The May 16 diary entry saying Tatsuguchi “prepared to destroy the patients at the last moment” is chilling. Japanese military men had been indoctrinated for centuries in the samurai code of bushido—valuing honor more than one’s own life. Among the wor
se humiliations for a Japanese soldier was to be captured alive as a prisoner. Under the bushido code, a noble warrior always chose suicide over surrender. If capture by an enemy was inevitable, a Japanese patient in a military field hospital was expected to ask for a way to kill himself as a way to save his personal and family honor. His commander might even order it.
It’s hard to imagine Tatsuguchi obeying it. In the front of the personal Bible he had brought to Attu, Tatsuguchi had inscribed his favorite verse, Deuteronomy 30:19: “Choose life.” For Tatsuguchi, the tension between his Japanese and Christian identities could face few challenges greater than the idea of honorable suicide.

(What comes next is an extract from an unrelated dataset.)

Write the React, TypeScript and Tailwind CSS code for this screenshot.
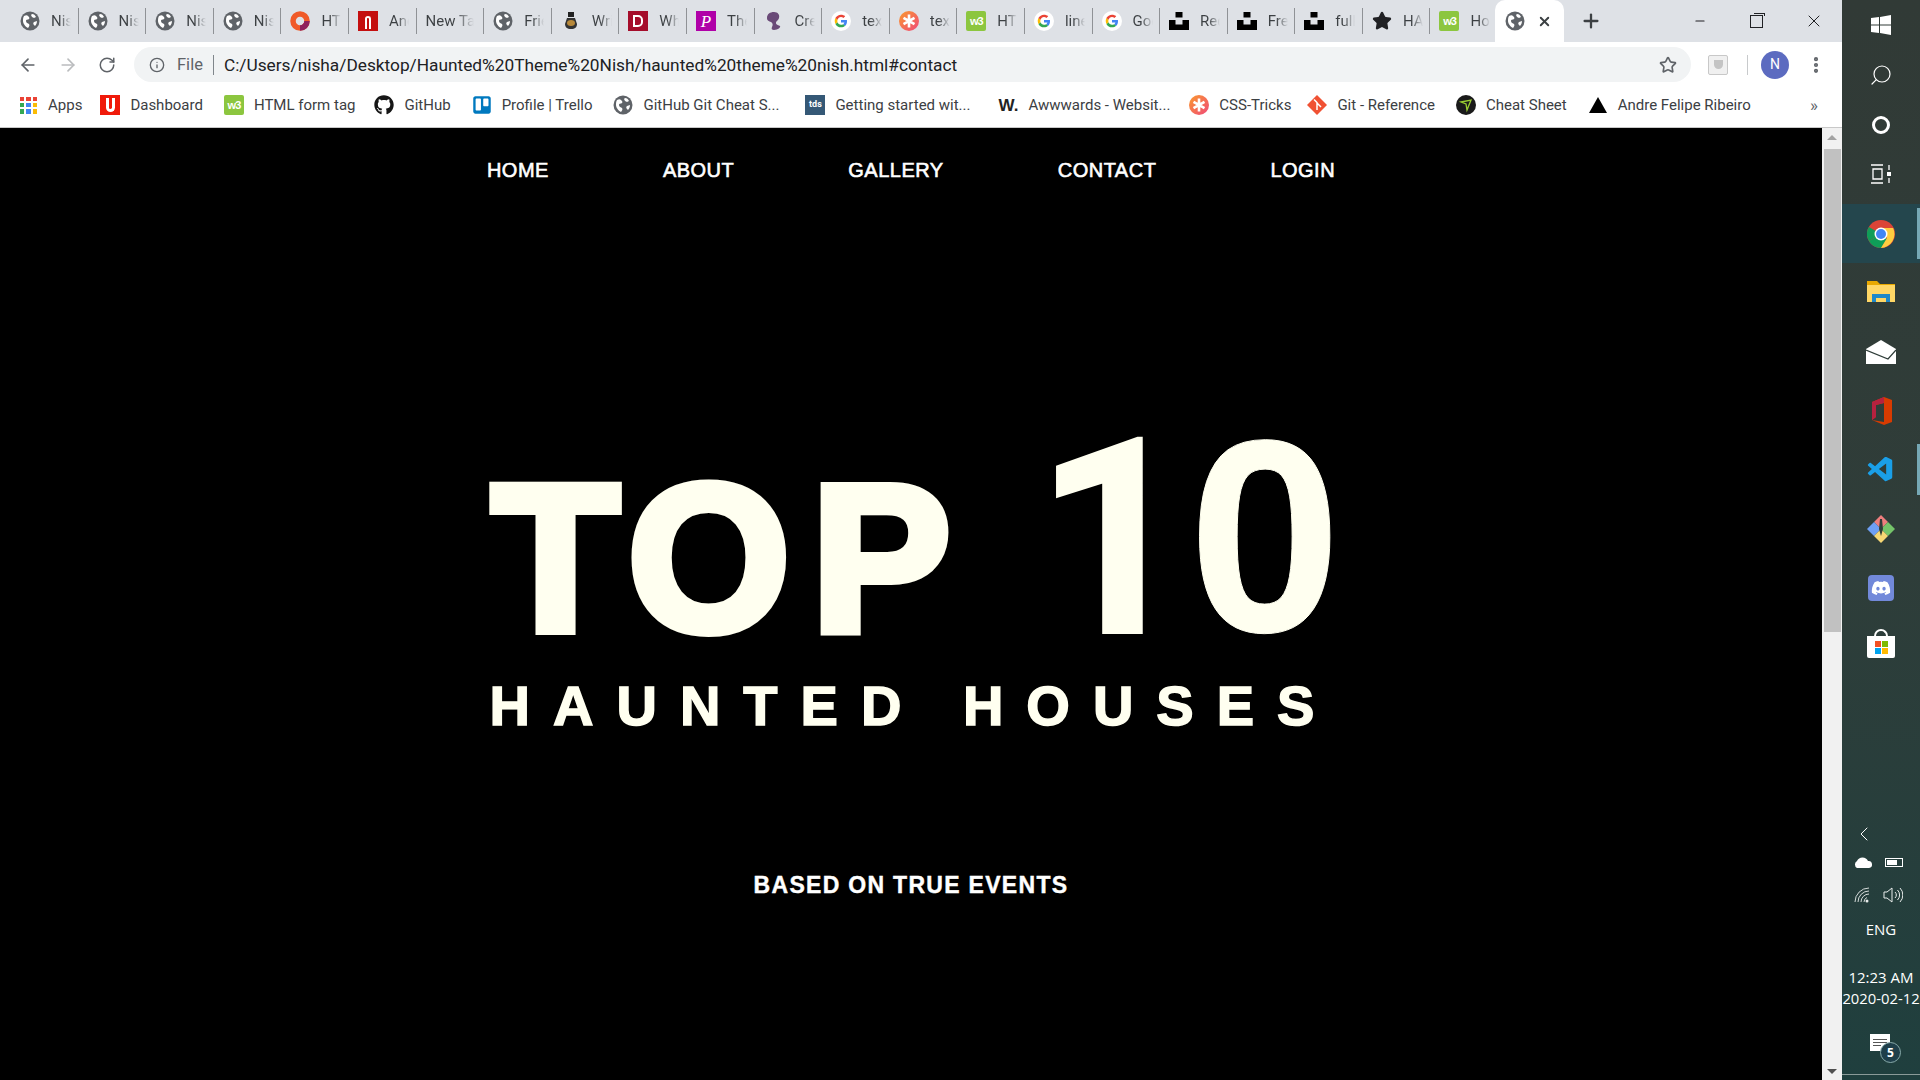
import { ArrowLeft, ArrowRight, ChevronLeft, Info, Minus, MoreVertical, Plus, RotateCw, Search, Star, X } from "lucide-react";
import { FaDiscord, FaGithub, FaTrello } from "react-icons/fa";
import { VscVscode } from "react-icons/vsc";

type Fav = "globe" | "opera" | "red" | "none" | "ink" | "dictionary" | "p" | "blob" | "google" | "css" | "w3" | "unsplash" | "star";

const tabs: { icon: Fav; label: string }[] = [
  { icon: "globe", label: "Nisha" },
  { icon: "globe", label: "Nisha" },
  { icon: "globe", label: "Nisha" },
  { icon: "globe", label: "Nisha" },
  { icon: "opera", label: "HTML" },
  { icon: "red", label: "Ancient" },
  { icon: "none", label: "New Tab" },
  { icon: "globe", label: "Friends" },
  { icon: "ink", label: "Writer" },
  { icon: "dictionary", label: "What" },
  { icon: "p", label: "The" },
  { icon: "blob", label: "Create" },
  { icon: "google", label: "text" },
  { icon: "css", label: "text" },
  { icon: "w3", label: "HTML" },
  { icon: "google", label: "linear" },
  { icon: "google", label: "Google" },
  { icon: "unsplash", label: "Red" },
  { icon: "unsplash", label: "Free" },
  { icon: "unsplash", label: "full" },
  { icon: "star", label: "HAUNTED" },
  { icon: "w3", label: "How" },
];

const nav = ["HOME", "ABOUT", "GALLERY", "CONTACT", "LOGIN"];

function Globe() {
  return (
    <svg viewBox="0 0 20 20" className="h-5 w-5 shrink-0">
      <circle cx="10" cy="10" r="9.500" fill="#5f6368" />
      <path d="M4 5c2-1 3-1 4 0s2 2 1 3-3 0-3 2 2 2 3 3 0 3-1 4C6 16 3 13 3 10c0-2 0-3 1-5z" fill="#fff" />
      <path d="M12 3c2 0 3 1 4 3l-2 1-2-1-1-2zM14 11l3-1c0 2-1 4-2 5l-1-1c-1-1-1-2 0-3z" fill="#fff" />
    </svg>
  );
}

function GoogleG() {
  return (
    <svg viewBox="0 0 20 20" className="h-5 w-5 shrink-0">
      <circle cx="10" cy="10" r="10" fill="#fff" />
      <path d="M16 10.200c0-.5 0-.9-.1-1.300H10v2.500h3.400c-.2.800-.6 1.400-1.300 1.900l2 1.600c1.200-1.100 1.900-2.700 1.900-4.700z" fill="#4285f4" />
      <path d="M10 16.300c1.700 0 3-.5 4.100-1.500l-2-1.600c-.6.400-1.300.6-2.100.6-1.600 0-3-1.100-3.500-2.500l-2.100 1.600c1.100 2.200 3.200 3.400 5.600 3.400z" fill="#34a853" />
      <path d="M6.500 11.300c-.3-.8-.3-1.700 0-2.500L4.400 7.100c-.9 1.800-.9 3.900 0 5.800z" fill="#fbbc05" />
      <path d="M10 6.100c.9 0 1.700.3 2.400.9l1.800-1.800C13.100 4.200 11.600 3.700 10 3.700 7.600 3.700 5.500 5 4.400 7.100l2.100 1.700C7 7.300 8.400 6.100 10 6.100z" fill="#ea4335" />
    </svg>
  );
}

function CssTricks() {
  return (
    <svg viewBox="0 0 20 20" className="h-5 w-5 shrink-0">
      <defs>
        <linearGradient id="cssg" x1="0" y1="0" x2="1" y2="1">
          <stop offset="0" stopColor="#fa9a2d" />
          <stop offset="1" stopColor="#f0487a" />
        </linearGradient>
      </defs>
      <circle cx="10" cy="10" r="10" fill="url(#cssg)" />
      <path d="M10 3.500v13M4.500 6.800l11 6.400M15.500 6.800l-11 6.400" stroke="#fff" strokeWidth="2.600" />
    </svg>
  );
}

function W3() {
  return (
    <div className="flex h-5 w-5 shrink-0 items-center justify-center rounded-[2px] bg-[#8cc63f] font-['Liberation_Sans',sans-serif] text-[11px] font-bold tracking-[-1px] text-white">
      w3
    </div>
  );
}

function Unsplash() {
  return (
    <svg viewBox="0 0 20 20" className="h-5 w-5 shrink-0">
      <path d="M6.500 1h7v5.500h-7zM0 9h6.500v4.500h7V9H20v10H0z" fill="#000" />
    </svg>
  );
}

function Favicon({ icon }: { icon: Fav }) {
  if (icon === "globe") return <Globe />;
  if (icon === "google") return <GoogleG />;
  if (icon === "css") return <CssTricks />;
  if (icon === "w3") return <W3 />;
  if (icon === "unsplash") return <Unsplash />;
  if (icon === "none") return null;
  if (icon === "opera")
    return (
      <svg viewBox="0 0 20 20" className="h-5 w-5 shrink-0">
        <circle cx="10" cy="10" r="7" fill="none" stroke="#f05a28" strokeWidth="5.500" />
        <path d="M10 17a7 7 0 0 0 7-7" fill="none" stroke="#8e1f5c" strokeWidth="5.500" />
      </svg>
    );
  if (icon === "red")
    return (
      <div className="flex h-5 w-5 shrink-0 items-end justify-center bg-[#c40f0f] pb-[2px]">
        <div className="h-[13px] w-[6px] rounded-t-[3px] border-2 border-b-0 border-white" />
      </div>
    );
  if (icon === "ink")
    return (
      <svg viewBox="0 0 20 20" className="h-5 w-5 shrink-0">
        <path d="M7 1h6v5H7z" fill="#222" />
        <path d="M6 7h8l2 6c0 3-2 5-6 5s-6-2-6-5z" fill="#333" />
        <ellipse cx="10" cy="12" rx="4" ry="3" fill="#b8893a" />
      </svg>
    );
  if (icon === "dictionary")
    return (
      <div className="flex h-5 w-5 shrink-0 items-center justify-center bg-[#a50d2b]">
        <div className="h-[12px] w-[10px] rounded-r-[5px] border-2 border-white" />
      </div>
    );
  if (icon === "p")
    return (
      <div className="flex h-5 w-5 shrink-0 items-center justify-center bg-[#b000a8] font-['Liberation_Serif',serif] text-[17px] italic leading-none text-white">
        P
      </div>
    );
  if (icon === "blob")
    return (
      <svg viewBox="0 0 20 20" className="h-5 w-5 shrink-0">
        <path d="M3 7c0-4 3-6 7-6s6 3 5 6-3 3-3 5 3 2 4 3-2 4-6 4c-2 0-3-1-2-3s1-4-1-5-4-1-4-4z" fill="#6a4a78" />
      </svg>
    );
  return <Star className="h-5 w-5 shrink-0 fill-[#202124] text-[#202124]" />;
}

function Tab({ icon, label }: { icon: Fav; label: string }) {
  return (
    <div className="flex h-[26px] w-[67.600px] shrink-0 items-center gap-[11px] border-r border-[#8f9296] pl-[9px]">
      <Favicon icon={icon} />
      <span
        className={
          icon === "none"
            ? "w-[48px] overflow-hidden whitespace-nowrap bg-linear-to-r from-[#3c4043] from-60% to-[#dee1e6] bg-clip-text text-[15px] text-transparent"
            : "w-[20px] overflow-hidden whitespace-nowrap bg-linear-to-r from-[#3c4043] from-40% to-[#dee1e6] bg-clip-text text-[15px] text-transparent"
        }
      >
        {label}
      </span>
    </div>
  );
}

function Bookmark({ icon, label, className }: { icon: React.ReactNode; label: string; className?: string }) {
  return (
    <div className={"flex items-center gap-[10px] " + (className ?? "")}>
      {icon}
      <span className="whitespace-nowrap text-[15px] text-[#3c4043]">{label}</span>
    </div>
  );
}

function AppsGrid() {
  const colors = ["#ea4335", "#ea4335", "#ea4335", "#34a853", "#4285f4", "#fbbc05", "#34a853", "#4285f4", "#fbbc05"];
  return (
    <div className="mr-px grid h-[17px] w-[17px] shrink-0 grid-cols-3 gap-[2px]">
      {colors.map((c, i) => (
        <div key={i} className="bg-current" style={{ color: c }} />
      ))}
    </div>
  );
}

function Chrome() {
  return (
    <svg viewBox="0 0 28 28" className="h-7 w-7">
      <circle cx="14" cy="14" r="14" fill="#db4437" />
      <path d="M14 14 1.900 21A14 14 0 0 1 1.900 7z" fill="#0f9d58" />
      <path d="M14 14 1.900 21A14 14 0 0 0 14 28l6-9z" fill="#0f9d58" />
      <path d="M14 8h12.100A14 14 0 0 1 14 28l6-10z" fill="#ffcd40" />
      <circle cx="14" cy="14" r="6.500" fill="#fff" />
      <circle cx="14" cy="14" r="5" fill="#4285f4" />
    </svg>
  );
}

function DockItem({ children, active, running }: { children: React.ReactNode; active?: boolean; running?: boolean }) {
  return (
    <div className={active ? "relative flex h-[59px] items-center justify-center bg-[#24464d]" : "relative flex h-[59px] items-center justify-center"}>
      {children}
      {active || running ? <div className="absolute right-0 top-[4px] bottom-[4px] w-[3px] bg-[#76a8b5]" /> : null}
    </div>
  );
}

export default function App() {
  return (
    <div className="flex h-[1080px] w-[1920px] overflow-hidden bg-black font-['Roboto',sans-serif]">
      <div className="flex w-[1842px] flex-col">
        {/* Tab strip */}
        <div className="flex h-[42px] items-center bg-[#dee1e6] pl-[11px]">
          {tabs.map((t, i) => (
            <Tab key={i} icon={t.icon} label={t.label} />
          ))}
          <div className="ml-[-3px] flex h-[42px] w-[69px] shrink-0 items-center gap-[12px] self-end rounded-t-[10px] bg-white pl-[10px]">
            <Globe />
            <X className="h-[15px] w-[15px] text-[#3c4043]" strokeWidth={3} />
          </div>
          <Plus className="ml-[16px] h-[22px] w-[22px] text-[#3c4043]" strokeWidth={2.500} />
          <div className="ml-auto flex items-center text-[#202124]">
            <div className="flex w-[57px] justify-center"><Minus className="h-4 w-[14px]" strokeWidth={1.800} /></div>
            <div className="flex w-[57px] justify-center">
              <div className="relative h-[13px] w-[13px] border border-[#202124] bg-[#dee1e6]">
                <div className="absolute -right-[3px] -top-[3px] h-[3px] w-[11px] border-r border-t border-[#202124]" />
              </div>
            </div>
            <div className="flex w-[57px] justify-center"><X className="h-5 w-5" strokeWidth={1.200} /></div>
          </div>
        </div>

        {/* Toolbar */}
        <div className="flex h-[45px] items-center bg-white pl-[18px]">
          <ArrowLeft className="h-5 w-5 text-[#5f6368]" />
          <ArrowRight className="ml-[20px] h-5 w-5 text-[#babcbe]" />
          <RotateCw className="ml-[20px] h-[18px] w-[18px] text-[#5f6368]" />
          <div className="ml-[18px] flex h-[35px] w-[1557px] items-center rounded-full bg-[#f1f3f4] pl-[15px] pr-[14px]">
            <Info className="h-4 w-4 text-[#5f6368]" />
            <span className="ml-[12px] pt-[2px] text-[16.500px] text-[#5f6368]">File</span>
            <div className="ml-[10px] h-5 w-px bg-[#80868b]" />
            <span className="ml-[10px] pt-[2px] text-[17.300px] text-[#202124]">C:/Users/nisha/Desktop/Haunted%20Theme%20Nish/haunted%20theme%20nish.html#contact</span>
            <Star className="ml-auto h-[18px] w-[18px] text-[#5f6368]" strokeWidth={2.200} />
          </div>
          <div className="ml-[17px] flex h-5 w-5 items-center justify-center rounded-[2px] border border-[#c8c8c8] bg-[#f0f0f0]">
            <div className="h-[9px] w-[9px] rounded-b-full bg-[#c4c4c4]" />
          </div>
          <div className="ml-[19px] h-5 w-px bg-[#c8cacc]" />
          <div className="ml-[13px] flex h-7 w-7 items-center justify-center rounded-full bg-[#5c6bc0] text-[14px] text-white">N</div>
          <MoreVertical className="ml-[17px] h-5 w-5 text-[#5f6368]" strokeWidth={3} />
        </div>

        {/* Bookmarks */}
        <div className="flex h-[41px] items-center gap-[21px] border-b border-[#c8c8c8] bg-white pb-[4px] pl-[20px]">
          <Bookmark icon={<AppsGrid />} label="Apps" />
          <Bookmark className="ml-[-3px]" icon={<div className="flex h-5 w-5 shrink-0 items-center justify-center bg-[#f01a0a]"><div className="h-[14px] w-[9px] rounded-b-[5px] border-x-[3px] border-b-[3px] border-white" /></div>} label="Dashboard" />
          <Bookmark icon={<W3 />} label="HTML form tag" />
          <Bookmark className="ml-[-2px]" icon={<FaGithub className="h-5 w-5 shrink-0 text-[#161616]" />} label="GitHub" />
          <Bookmark icon={<FaTrello className="h-5 w-5 shrink-0 text-[#0079bf]" />} label="Profile | Trello" />
          <Bookmark icon={<Globe />} label="GitHub Git Cheat S..." />
          <Bookmark className="ml-[5px]" icon={<div className="flex h-5 w-5 shrink-0 items-center justify-center bg-[#355876] text-[9px] font-bold text-white">tds</div>} label="Getting started wit..." />
          <Bookmark className="ml-[7px]" icon={<div className="flex h-5 w-5 shrink-0 items-center justify-center font-['Liberation_Sans',sans-serif] text-[17px] font-bold leading-none text-[#222]">W.</div>} label="Awwwards - Websit..." />
          <Bookmark className="ml-[-2px]" icon={<CssTricks />} label="CSS-Tricks" />
          <Bookmark className="ml-[-5px]" icon={<svg viewBox="0 0 20 20" className="h-5 w-5 shrink-0"><path d="M10 0 20 10 10 20 0 10z" fill="#f05133" /><path d="M7 4.500 10 7.500V15M10 8l4 4" stroke="#fff" strokeWidth="1.500" fill="none" /></svg>} label="Git - Reference" />
          <Bookmark icon={<svg viewBox="0 0 20 20" className="h-5 w-5 shrink-0"><circle cx="10" cy="10" r="10" fill="#1a1a1a" /><path d="M5 7l10-2-4 10-1-6z" fill="none" stroke="#9acd32" strokeWidth="1.300" /></svg>} label="Cheat Sheet" />
          <Bookmark icon={<svg viewBox="0 0 20 20" className="h-5 w-5 shrink-0"><path d="M10 2 19 18H1z" fill="#000" /></svg>} label="Andre Felipe Ribeiro" />
          <span className="ml-auto mr-[24px] text-[17px] leading-none text-[#5f6368]">»</span>
        </div>

        {/* Page */}
        <div className="flex flex-1 bg-black">
          <main className="flex flex-1 flex-col items-center font-['Liberation_Sans',sans-serif] font-bold">
            <nav className="mt-[30px] flex gap-[114px] text-[20px] font-normal leading-[24px] tracking-[.5px] text-white [-webkit-text-stroke:.6px_#fff]">
              {nav.map((n) => (
                <a key={n}>{n}</a>
              ))}
            </nav>
            <h1 className="ml-[11px] mt-[208px] flex items-baseline whitespace-nowrap leading-[290px] text-[#fffff0]">
              <span className="text-[208px] tracking-[9px] [-webkit-text-stroke:10px_#fffff0]">T</span>
              <span className="text-[208px] tracking-[22px] [-webkit-text-stroke:10px_#fffff0]">O</span>
              <span className="text-[208px] [-webkit-text-stroke:10px_#fffff0]">P</span>
              <span className="ml-[84px] translate-y-[3px] font-['Roboto',sans-serif] text-[274px] [-webkit-text-stroke:2px_#fffff0]">1</span>
              <span className="ml-[-3px] translate-y-px text-[274px] [-webkit-text-stroke:1px_#fffff0]">0</span>
            </h1>
            <p className="ml-[5px] mt-[-30px] whitespace-nowrap text-[56px] leading-[66px] tracking-[23px] text-[#fffff0] [-webkit-text-stroke:1.500px_#fffff0]">HAUNTED HOUSES</p>
            <p className="mt-[132px] text-[23px] leading-[28px] tracking-[1.300px] text-white [-webkit-text-stroke:.4px_#fff]">BASED ON TRUE EVENTS</p>
          </main>

          {/* Scrollbar */}
          <div className="flex w-5 flex-col items-center bg-[#f1f1f1]">
            <div className="mt-[7px] h-0 w-0 border-x-[5px] border-b-[5px] border-x-transparent border-b-[#a3a3a3]" />
            <div className="mt-[9px] h-[483px] w-[17px] bg-[#c1c1c1]" />
            <div className="mb-[6px] mt-auto h-0 w-0 border-x-[5px] border-t-[5px] border-x-transparent border-t-[#505050]" />
          </div>
        </div>
      </div>

      {/* Windows taskbar */}
      <aside className="flex w-[78px] flex-col bg-linear-to-b from-[#313a36] via-[#2f3d39] to-[#1f3f3e] font-['Open_Sans',sans-serif] text-white">
        <div className="flex h-[50px] items-center justify-center">
          <svg viewBox="0 0 20 20" className="h-5 w-5"><path d="M0 3l8-1v7.500H0zM9 1.900 20 0v9.500H9zM0 10.500h8V18l-8-1zM9 10.500h11V20L9 18.100z" fill="#fff" /></svg>
        </div>
        <div className="flex h-[50px] items-center justify-center"><Search className="h-6 w-6 -scale-x-100" strokeWidth={1.200} /></div>
        <div className="flex h-[50px] items-center justify-center"><div className="h-[18px] w-[18px] rounded-full border-[3px] border-white" /></div>
        <div className="mb-[6px] flex h-[48px] items-center justify-center">
          <svg viewBox="0 0 22 20" className="h-5 w-[22px]" fill="none" stroke="#fff" strokeWidth="1.300"><path d="M1 1h12M1 19h12M3 5h9v10H3zM19 1v5M19 14v5" /><rect x="17" y="8" width="4" height="4" fill="#fff" stroke="none" /></svg>
        </div>
        <DockItem active><Chrome /></DockItem>
        <DockItem>
          <svg viewBox="0 0 28 24" className="mb-[3px] h-6 w-7"><path d="M0 2h10l3 3h15v17H0z" fill="#e8a800" /><path d="M0 6h28v17H0z" fill="#ffd766" /><path d="M5 23v-8h18v8h-4v-4H9v4z" fill="#1e88c9" /></svg>
        </DockItem>
        <DockItem>
          <svg viewBox="0 0 30 24" className="h-6 w-[30px]"><path d="M15 0 30 9 30 24H0V9z" fill="#fff" /><path d="M0 10 22 19 30 10" fill="none" stroke="#2f3d39" strokeWidth="1.200" /></svg>
        </DockItem>
        <DockItem>
          <svg viewBox="0 0 24 28" className="h-7 w-6"><path d="M3 5 15 0l8 3v22l-8 3-12-5 12 2V6L7 8v12l-4 3z" fill="#d83b01" /><path d="M3 5 15 0v6L7 8v12l-4 3z" fill="#b7213f" /></svg>
        </DockItem>
        <DockItem running><VscVscode className="h-[30px] w-[30px] text-[#1a9fe8]" /></DockItem>
        <DockItem>
          <svg viewBox="0 0 30 30" className="h-[30px] w-[30px]">
            <path d="M15 1 22 8 15 15 8 8z" fill="#ee7e7e" /><path d="M1 15 8 8l7 7-7 7z" fill="#6e9ff5" /><path d="M29 15l-7-7-7 7 7 7z" fill="#75c46a" /><path d="M15 29l7-7-7-7-7 7z" fill="#f7d774" />
            <path d="M14 5h2l1 10-2 7-2-7z" fill="#2f3d39" />
          </svg>
        </DockItem>
        <DockItem><FaDiscord className="h-[26px] w-[26px] rounded-[4px] bg-[#7289da] p-[3px] text-white" /></DockItem>
        <DockItem>
          <div className="relative h-[22px] w-[28px] rounded-b-[2px] bg-white">
            <div className="absolute -top-[7px] left-[7px] h-[8px] w-[14px] rounded-t-full border-2 border-b-0 border-white" />
            <div className="absolute left-[8px] top-[5px] grid grid-cols-2 gap-px">
              <div className="h-[6px] w-[6px] bg-[#f25022]" /><div className="h-[6px] w-[6px] bg-[#7fba00]" />
              <div className="h-[6px] w-[6px] bg-[#00a4ef]" /><div className="h-[6px] w-[6px] bg-[#ffb900]" />
            </div>
          </div>
        </DockItem>

        {/* Tray */}
        <div className="mt-auto flex flex-col items-center">
          <ChevronLeft className="mr-[35px] h-6 w-6" strokeWidth={1} />
          <div className="mr-[7px] mt-[10px] flex items-center gap-[12px]">
            <svg viewBox="0 0 20 12" className="h-3 w-5"><path d="M4 12a4 4 0 0 1 0-7 6 6 0 0 1 11 0 3.500 3.500 0 0 1 1 7z" fill="#fff" /></svg>
            <div className="relative h-[9px] w-[18px] border border-white p-px"><div className="h-full w-[10px] bg-white" /></div>
          </div>
          <div className="mr-[5px] mt-[17px] flex items-center gap-[13px]">
            <svg viewBox="0 0 16 16" className="h-4 w-4" fill="none" stroke="#e8eceb" strokeWidth=".9"><path d="M1 15A14 14 0 0 1 15 1M4 15A11 11 0 0 1 15 4M7 15A8 8 0 0 1 15 7M10 15a5 5 0 0 1 3-4.500" /><circle cx="13" cy="14" r="1.500" fill="#e8eceb" stroke="none" /></svg>
            <svg viewBox="0 0 20 20" className="h-5 w-5" fill="none" stroke="#e8eceb" strokeWidth="1"><path d="M1 7h3l5-4v14l-5-4H1zM12 7a4 4 0 0 1 0 6M14.500 5a7 7 0 0 1 0 10M17 3a10 10 0 0 1 0 14" /></svg>
          </div>
          <div className="mt-[14px] text-[15px] leading-[20px]">ENG</div>
          <div className="mt-[28px] text-[15px] leading-[21px]">12:23 AM</div>
          <div className="whitespace-nowrap text-[14.800px] leading-[21px]">2020-02-12</div>
          <div className="relative mr-[2px] mt-[25px] flex h-[17px] w-5 flex-col justify-center gap-[2px] bg-white px-[3px]">
            <div className="h-px bg-[#555]" />
            <div className="h-px bg-[#555]" />
            <div className="h-px w-[8px] bg-[#555]" />
            <div className="absolute -bottom-[12px] -right-[11px] flex h-[21px] w-[21px] items-center justify-center rounded-full border border-[#8aa] bg-[#1f3f4a] text-[12px] font-bold">5</div>
          </div>
          <div className="mt-[23px] h-px w-full bg-[#8a9a98]" />
          <div className="h-[5px]" />
        </div>
      </aside>
    </div>
  );
}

At the moment, Dick Laird’s main challenge was staying alive. His company had gained some ground up Massacre Valley, which helped the overall objective but hurt his chances for cover. At lower elevations, Laird’s standard olive trousers and field jacket had camouflaged him in the willows and mud. Now he was climbing higher. The snowline on Attu was as low as 300 feet. Against the white landscape, his military drabs may as well have been a flashing red light. It turned Laird and all other Americans into easy targets for the Japanese firing from above.
Snow also caused more boot-related problems. The soles were smooth, with little traction. Time and again Laird would try to scale a steep slope, only to slip and slide back down the same grade. The same snow that had allowed Tatsuguchi to glissade down a mountain slope with speed was now blocking Americans from chasing him.